[Aim of the exercise] In the listing below, locate the line containing "Give me the" and the line containing "const cx = (...parts: (string". Output both of them and every line between, exactly as written, and nothing more.

[Exercise input]

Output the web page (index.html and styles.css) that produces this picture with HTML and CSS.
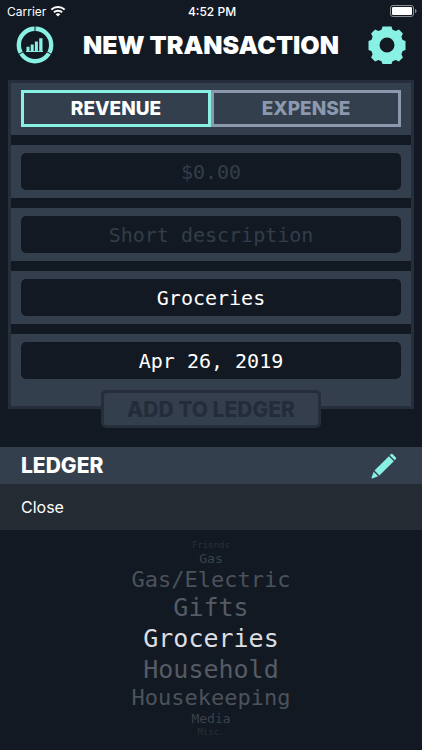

---

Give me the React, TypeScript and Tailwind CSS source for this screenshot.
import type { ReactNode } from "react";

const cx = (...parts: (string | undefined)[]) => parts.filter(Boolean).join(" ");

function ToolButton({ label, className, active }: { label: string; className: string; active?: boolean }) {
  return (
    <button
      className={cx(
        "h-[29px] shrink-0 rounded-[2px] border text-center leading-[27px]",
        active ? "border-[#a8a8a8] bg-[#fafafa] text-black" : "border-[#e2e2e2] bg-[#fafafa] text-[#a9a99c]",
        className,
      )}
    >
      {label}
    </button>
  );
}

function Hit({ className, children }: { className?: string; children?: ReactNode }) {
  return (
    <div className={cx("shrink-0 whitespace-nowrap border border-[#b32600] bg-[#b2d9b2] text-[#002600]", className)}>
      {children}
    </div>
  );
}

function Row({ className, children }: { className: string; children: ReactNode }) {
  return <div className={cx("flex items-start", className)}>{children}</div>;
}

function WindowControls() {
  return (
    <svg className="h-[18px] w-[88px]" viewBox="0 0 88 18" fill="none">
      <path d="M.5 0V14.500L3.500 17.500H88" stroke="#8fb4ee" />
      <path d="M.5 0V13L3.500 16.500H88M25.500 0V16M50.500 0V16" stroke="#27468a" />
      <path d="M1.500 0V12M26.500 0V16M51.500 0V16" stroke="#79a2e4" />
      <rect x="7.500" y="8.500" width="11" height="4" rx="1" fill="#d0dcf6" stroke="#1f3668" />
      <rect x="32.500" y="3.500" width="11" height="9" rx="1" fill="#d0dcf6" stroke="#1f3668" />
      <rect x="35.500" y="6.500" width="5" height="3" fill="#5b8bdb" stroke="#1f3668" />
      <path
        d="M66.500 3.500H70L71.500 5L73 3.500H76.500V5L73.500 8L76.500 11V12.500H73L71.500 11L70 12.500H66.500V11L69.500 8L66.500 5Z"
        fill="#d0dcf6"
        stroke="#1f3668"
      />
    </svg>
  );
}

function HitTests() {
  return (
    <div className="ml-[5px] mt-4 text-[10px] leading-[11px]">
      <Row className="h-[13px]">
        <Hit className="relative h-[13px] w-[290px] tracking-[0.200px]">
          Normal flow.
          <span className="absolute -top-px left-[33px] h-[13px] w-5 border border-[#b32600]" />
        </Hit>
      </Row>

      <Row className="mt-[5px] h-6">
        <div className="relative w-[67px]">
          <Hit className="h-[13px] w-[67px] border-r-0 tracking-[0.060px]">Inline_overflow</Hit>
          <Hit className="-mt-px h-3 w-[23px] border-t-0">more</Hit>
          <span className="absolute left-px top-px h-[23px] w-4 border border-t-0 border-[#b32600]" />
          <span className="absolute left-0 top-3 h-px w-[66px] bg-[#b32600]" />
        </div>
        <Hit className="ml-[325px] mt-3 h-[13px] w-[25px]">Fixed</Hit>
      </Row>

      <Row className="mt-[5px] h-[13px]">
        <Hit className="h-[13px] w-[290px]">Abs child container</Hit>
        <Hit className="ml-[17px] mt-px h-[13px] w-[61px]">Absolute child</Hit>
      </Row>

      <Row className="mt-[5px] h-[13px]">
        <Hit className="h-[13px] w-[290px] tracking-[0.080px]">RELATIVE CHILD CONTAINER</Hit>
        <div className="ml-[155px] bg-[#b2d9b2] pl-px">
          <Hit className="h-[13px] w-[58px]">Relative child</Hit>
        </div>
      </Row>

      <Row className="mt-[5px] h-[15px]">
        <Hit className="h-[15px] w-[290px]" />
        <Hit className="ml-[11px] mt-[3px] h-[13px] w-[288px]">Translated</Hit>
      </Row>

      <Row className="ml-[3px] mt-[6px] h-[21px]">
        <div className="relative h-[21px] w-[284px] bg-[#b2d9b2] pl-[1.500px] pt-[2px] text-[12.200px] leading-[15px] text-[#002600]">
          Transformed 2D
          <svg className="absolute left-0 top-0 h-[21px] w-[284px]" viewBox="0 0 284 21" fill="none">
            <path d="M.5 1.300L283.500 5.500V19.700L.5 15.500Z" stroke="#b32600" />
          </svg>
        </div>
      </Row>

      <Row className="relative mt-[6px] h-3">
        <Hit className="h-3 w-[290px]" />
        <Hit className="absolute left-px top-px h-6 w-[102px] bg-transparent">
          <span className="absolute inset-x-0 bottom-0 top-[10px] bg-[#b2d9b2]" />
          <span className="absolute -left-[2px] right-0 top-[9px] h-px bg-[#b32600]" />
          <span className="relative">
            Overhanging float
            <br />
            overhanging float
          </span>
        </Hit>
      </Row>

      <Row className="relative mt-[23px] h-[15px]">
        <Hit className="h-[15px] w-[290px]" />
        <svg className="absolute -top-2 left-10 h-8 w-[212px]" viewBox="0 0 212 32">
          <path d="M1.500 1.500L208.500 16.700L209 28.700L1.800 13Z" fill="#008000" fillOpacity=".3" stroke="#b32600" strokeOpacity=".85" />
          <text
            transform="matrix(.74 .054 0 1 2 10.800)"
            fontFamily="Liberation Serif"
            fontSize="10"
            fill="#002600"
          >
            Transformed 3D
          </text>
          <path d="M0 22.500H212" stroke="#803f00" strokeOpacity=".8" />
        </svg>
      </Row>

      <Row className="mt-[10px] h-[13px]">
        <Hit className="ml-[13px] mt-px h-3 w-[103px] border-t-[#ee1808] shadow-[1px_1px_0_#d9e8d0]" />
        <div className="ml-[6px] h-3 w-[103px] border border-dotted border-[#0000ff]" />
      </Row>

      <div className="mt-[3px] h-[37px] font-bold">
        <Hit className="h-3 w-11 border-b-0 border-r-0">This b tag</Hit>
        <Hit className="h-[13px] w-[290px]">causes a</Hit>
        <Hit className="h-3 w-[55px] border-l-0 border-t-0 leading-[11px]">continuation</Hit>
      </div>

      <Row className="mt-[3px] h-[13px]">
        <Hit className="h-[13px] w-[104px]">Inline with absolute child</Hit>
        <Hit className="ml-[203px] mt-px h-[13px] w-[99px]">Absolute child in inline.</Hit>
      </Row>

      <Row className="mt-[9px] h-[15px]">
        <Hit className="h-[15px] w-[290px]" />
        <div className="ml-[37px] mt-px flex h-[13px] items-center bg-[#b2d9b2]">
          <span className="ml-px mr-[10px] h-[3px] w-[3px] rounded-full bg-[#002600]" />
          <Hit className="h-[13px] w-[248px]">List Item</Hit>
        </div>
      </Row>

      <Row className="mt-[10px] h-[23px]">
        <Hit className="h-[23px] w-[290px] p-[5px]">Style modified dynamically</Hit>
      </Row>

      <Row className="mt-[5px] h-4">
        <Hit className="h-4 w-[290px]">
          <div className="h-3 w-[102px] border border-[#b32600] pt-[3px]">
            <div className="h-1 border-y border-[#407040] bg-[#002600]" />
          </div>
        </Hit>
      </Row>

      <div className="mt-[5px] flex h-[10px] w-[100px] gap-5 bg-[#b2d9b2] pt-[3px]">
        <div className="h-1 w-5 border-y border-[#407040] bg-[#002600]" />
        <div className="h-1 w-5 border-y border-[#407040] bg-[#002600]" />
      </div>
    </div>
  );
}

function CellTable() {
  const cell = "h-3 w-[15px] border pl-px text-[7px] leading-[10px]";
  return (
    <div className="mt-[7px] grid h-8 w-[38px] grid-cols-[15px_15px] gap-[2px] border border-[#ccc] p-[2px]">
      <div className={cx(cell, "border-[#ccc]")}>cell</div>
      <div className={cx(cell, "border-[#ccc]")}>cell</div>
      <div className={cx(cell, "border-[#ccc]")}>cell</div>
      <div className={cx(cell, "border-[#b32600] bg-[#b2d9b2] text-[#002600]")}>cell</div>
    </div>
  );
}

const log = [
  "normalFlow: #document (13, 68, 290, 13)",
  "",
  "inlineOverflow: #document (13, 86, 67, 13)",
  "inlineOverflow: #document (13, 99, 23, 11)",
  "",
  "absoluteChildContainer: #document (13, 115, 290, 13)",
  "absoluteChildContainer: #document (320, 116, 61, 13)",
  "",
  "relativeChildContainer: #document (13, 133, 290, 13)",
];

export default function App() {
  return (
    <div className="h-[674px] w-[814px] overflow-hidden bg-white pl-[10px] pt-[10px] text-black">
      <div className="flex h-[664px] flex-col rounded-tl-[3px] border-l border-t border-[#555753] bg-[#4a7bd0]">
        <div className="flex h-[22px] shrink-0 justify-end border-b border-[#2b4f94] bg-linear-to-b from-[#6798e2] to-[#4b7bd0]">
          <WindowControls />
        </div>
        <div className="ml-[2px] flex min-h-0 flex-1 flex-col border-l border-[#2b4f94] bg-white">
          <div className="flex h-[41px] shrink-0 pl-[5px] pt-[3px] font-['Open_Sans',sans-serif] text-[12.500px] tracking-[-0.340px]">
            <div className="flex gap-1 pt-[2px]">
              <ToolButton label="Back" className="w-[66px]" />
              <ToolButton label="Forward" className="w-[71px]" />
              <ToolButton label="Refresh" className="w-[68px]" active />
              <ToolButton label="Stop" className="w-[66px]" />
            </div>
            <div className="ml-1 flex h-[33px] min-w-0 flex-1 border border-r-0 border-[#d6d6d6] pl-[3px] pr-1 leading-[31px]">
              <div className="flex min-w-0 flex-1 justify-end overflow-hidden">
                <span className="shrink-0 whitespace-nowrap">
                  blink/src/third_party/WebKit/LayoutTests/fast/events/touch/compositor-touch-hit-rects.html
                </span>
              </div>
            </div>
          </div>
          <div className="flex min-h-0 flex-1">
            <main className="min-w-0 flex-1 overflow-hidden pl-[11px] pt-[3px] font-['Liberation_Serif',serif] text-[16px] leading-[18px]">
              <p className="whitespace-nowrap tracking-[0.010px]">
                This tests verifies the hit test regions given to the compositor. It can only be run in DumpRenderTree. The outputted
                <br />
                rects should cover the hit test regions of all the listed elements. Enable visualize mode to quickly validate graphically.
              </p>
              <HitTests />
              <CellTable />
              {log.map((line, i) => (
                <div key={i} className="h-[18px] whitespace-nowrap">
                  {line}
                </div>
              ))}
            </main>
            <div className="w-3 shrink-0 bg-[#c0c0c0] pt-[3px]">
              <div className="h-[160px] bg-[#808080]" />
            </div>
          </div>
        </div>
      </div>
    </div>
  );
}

[Worked solution]
Give me the React, TypeScript and Tailwind CSS source for this screenshot.
import type { ReactNode } from "react";

const cx = (...parts: (string | undefined)[]) => parts.filter(Boolean).join(" ");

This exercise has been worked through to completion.